Task details:
Of all the lines in the data below, how many contain "styles"? Report that number alone.

— Start of Provided records —

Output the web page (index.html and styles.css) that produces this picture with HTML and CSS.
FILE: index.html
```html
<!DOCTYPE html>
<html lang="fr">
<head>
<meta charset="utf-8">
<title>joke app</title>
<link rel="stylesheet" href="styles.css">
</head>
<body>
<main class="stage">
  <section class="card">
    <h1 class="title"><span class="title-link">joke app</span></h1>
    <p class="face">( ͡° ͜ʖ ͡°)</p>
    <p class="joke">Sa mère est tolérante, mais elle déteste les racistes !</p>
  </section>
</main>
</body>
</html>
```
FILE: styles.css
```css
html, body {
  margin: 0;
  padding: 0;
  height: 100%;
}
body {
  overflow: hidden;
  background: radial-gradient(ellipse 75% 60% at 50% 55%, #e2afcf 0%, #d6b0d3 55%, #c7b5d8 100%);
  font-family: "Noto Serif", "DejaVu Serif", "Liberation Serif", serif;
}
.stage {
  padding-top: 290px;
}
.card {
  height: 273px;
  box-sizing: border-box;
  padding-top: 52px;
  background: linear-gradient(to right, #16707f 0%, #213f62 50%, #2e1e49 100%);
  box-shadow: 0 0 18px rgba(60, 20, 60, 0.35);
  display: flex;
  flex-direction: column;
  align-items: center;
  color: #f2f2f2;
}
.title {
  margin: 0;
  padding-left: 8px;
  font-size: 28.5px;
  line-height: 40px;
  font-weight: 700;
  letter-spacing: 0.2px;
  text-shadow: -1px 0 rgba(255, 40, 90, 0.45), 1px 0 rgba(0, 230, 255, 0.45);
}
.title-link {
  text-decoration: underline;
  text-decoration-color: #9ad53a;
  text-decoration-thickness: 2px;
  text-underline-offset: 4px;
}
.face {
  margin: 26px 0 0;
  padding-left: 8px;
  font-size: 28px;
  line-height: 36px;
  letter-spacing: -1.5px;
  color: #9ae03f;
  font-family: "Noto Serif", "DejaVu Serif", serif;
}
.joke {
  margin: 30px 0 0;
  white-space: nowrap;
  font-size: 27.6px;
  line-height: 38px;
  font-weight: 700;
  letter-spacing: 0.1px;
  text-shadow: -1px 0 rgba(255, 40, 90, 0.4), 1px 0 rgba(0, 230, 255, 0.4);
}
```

— End of Provided records —
— Start of Provided records —

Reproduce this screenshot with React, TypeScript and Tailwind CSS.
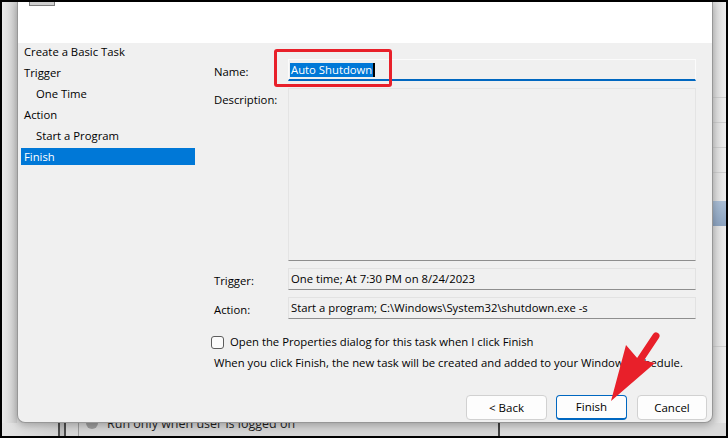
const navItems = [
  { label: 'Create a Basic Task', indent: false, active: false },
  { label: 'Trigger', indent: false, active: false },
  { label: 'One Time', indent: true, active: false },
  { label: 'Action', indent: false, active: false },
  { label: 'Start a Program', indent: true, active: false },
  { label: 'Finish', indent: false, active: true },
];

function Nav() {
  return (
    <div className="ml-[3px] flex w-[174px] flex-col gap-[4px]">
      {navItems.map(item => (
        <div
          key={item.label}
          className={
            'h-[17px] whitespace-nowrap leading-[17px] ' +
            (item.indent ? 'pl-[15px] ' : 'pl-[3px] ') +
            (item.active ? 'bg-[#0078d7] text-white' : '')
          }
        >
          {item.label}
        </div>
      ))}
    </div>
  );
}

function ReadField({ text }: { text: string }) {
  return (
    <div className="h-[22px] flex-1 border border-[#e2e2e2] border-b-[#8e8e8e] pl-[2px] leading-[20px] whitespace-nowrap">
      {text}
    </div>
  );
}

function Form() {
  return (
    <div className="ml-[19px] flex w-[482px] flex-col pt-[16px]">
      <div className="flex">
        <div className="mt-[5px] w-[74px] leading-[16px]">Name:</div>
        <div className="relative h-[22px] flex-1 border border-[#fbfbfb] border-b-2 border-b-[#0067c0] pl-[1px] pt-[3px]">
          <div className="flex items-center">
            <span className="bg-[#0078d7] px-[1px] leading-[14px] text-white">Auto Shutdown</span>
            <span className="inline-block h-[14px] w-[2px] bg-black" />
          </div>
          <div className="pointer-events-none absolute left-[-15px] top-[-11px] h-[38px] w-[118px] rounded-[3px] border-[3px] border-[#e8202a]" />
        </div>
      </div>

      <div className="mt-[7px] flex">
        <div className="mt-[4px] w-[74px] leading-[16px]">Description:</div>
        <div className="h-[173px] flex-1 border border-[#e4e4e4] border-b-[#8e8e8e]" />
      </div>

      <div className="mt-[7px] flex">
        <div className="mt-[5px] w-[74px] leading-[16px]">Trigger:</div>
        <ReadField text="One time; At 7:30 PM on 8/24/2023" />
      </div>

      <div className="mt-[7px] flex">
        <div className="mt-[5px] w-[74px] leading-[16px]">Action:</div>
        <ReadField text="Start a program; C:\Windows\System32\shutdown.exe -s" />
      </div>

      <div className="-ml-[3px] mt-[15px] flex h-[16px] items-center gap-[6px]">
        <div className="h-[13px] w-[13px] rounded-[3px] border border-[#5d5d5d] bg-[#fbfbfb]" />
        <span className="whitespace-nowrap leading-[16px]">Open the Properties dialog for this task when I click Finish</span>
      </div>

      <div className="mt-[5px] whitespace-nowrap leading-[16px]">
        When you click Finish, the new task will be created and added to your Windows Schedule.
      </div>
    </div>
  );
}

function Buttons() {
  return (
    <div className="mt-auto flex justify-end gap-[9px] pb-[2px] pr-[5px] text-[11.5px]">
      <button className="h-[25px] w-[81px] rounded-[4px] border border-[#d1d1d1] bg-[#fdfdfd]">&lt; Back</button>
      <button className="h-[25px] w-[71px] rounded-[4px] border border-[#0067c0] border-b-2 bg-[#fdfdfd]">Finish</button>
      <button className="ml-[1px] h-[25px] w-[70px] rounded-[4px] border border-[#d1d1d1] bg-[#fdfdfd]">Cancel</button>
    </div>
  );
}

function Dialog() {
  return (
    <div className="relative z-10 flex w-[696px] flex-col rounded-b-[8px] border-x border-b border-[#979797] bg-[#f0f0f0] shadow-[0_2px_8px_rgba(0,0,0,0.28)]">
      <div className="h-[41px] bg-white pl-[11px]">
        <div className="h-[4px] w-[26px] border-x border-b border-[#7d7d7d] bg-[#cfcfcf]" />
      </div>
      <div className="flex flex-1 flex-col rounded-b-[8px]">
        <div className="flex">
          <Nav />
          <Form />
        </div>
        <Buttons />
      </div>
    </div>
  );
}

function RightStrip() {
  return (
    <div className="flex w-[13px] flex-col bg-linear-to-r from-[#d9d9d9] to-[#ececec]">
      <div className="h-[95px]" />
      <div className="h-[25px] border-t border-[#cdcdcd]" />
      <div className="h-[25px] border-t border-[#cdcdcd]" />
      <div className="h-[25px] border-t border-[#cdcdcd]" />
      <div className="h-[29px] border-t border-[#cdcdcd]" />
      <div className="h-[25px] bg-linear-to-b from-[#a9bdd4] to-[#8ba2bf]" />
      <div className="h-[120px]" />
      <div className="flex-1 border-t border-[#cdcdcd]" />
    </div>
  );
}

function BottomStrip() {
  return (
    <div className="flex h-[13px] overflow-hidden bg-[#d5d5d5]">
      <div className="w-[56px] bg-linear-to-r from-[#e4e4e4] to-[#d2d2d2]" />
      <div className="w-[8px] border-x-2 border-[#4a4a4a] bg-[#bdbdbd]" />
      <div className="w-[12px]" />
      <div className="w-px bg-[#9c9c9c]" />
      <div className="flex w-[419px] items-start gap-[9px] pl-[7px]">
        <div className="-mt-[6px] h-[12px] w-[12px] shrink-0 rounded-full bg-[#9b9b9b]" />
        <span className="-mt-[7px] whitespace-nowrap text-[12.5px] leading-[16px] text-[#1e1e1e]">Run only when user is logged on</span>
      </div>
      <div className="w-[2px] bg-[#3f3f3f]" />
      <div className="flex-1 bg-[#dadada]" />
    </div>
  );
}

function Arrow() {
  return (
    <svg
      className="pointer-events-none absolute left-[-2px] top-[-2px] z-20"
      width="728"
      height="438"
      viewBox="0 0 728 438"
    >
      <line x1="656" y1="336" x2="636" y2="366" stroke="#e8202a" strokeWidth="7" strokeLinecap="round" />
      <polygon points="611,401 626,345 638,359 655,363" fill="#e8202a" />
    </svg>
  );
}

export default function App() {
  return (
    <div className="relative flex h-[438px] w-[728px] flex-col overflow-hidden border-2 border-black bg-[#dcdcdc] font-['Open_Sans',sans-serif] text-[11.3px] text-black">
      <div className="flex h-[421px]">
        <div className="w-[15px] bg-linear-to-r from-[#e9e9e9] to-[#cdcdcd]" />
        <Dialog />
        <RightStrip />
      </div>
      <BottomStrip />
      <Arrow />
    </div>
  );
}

— End of Provided records —

Exercise answer:
3